The Cryptosphere identifies values by the hash of the encrypted contents, meaning to get the plaintext for a particular file you must know two hashes: the hash of the encrypted file (in order to ask the peer network to download the file) and the original hash of the file's plaintext contents (in order to have the crypto_secretbox_xsalsa20poly1305 key to decrypt it)
Because of this, the act of transferring a file or parts of files from other peers does not mean you have access to the plaintext. This means that users of the software have plausible deniability that by transferring the ciphertext of the content they have access to the plaintext. The system by its very nature works to increase the redundancy of data within the system in a distributed manner, and content may be transferred to a particular user's computer without the user of the software's knowledge or consent.

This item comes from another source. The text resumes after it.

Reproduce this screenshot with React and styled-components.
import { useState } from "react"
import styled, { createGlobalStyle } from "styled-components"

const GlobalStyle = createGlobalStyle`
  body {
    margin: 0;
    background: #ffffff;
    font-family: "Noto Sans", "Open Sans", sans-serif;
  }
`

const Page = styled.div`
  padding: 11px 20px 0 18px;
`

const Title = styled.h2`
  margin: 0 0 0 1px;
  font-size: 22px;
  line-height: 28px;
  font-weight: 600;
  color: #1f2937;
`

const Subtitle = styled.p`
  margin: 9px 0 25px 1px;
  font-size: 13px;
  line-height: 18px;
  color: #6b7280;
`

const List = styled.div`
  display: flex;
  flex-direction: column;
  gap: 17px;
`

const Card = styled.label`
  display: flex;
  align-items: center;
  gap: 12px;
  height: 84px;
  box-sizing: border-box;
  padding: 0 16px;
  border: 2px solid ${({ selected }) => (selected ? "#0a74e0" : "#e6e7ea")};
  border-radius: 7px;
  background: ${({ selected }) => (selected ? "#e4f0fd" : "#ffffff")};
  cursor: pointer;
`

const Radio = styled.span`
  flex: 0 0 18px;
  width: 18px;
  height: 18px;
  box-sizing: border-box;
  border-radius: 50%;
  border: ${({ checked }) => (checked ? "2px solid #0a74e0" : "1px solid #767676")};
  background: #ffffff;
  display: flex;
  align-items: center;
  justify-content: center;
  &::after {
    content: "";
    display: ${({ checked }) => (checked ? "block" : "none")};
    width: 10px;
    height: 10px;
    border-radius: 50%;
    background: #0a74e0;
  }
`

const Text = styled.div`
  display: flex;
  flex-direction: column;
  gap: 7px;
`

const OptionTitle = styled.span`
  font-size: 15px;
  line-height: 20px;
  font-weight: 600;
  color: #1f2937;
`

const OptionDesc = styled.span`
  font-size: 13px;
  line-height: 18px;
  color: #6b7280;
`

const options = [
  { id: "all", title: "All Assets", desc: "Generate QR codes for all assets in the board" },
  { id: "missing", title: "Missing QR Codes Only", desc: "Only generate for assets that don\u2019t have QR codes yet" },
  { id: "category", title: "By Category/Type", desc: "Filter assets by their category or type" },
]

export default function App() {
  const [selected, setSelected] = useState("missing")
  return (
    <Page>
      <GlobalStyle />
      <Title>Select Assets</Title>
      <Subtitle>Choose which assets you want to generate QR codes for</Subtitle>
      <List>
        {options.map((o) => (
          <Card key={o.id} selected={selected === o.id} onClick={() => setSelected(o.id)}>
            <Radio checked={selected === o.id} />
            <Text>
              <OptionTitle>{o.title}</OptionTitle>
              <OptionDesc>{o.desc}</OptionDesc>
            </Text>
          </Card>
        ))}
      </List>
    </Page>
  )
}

This makes it difficult to prove that a particular user was deliberately trying to access any specific piece of content on the system. Unless you can prove they have the original hash of any file you cannot establish they even have access to the contents, only to the ciphertext, and therefore logs of specific IP addresses transferring encrypted data prove nothing as the software by design may transfer parts of files between peers at any time. You cannot prove the user elected to engage in the transfer, and even if you could, unless you can prove the encryption key needed to access a particular piece of content is present on a particular user's computer (and that a particular person chose to obtain that encryption key) you cannot prove they actually voluntarily elected to acquire a particular piece of content.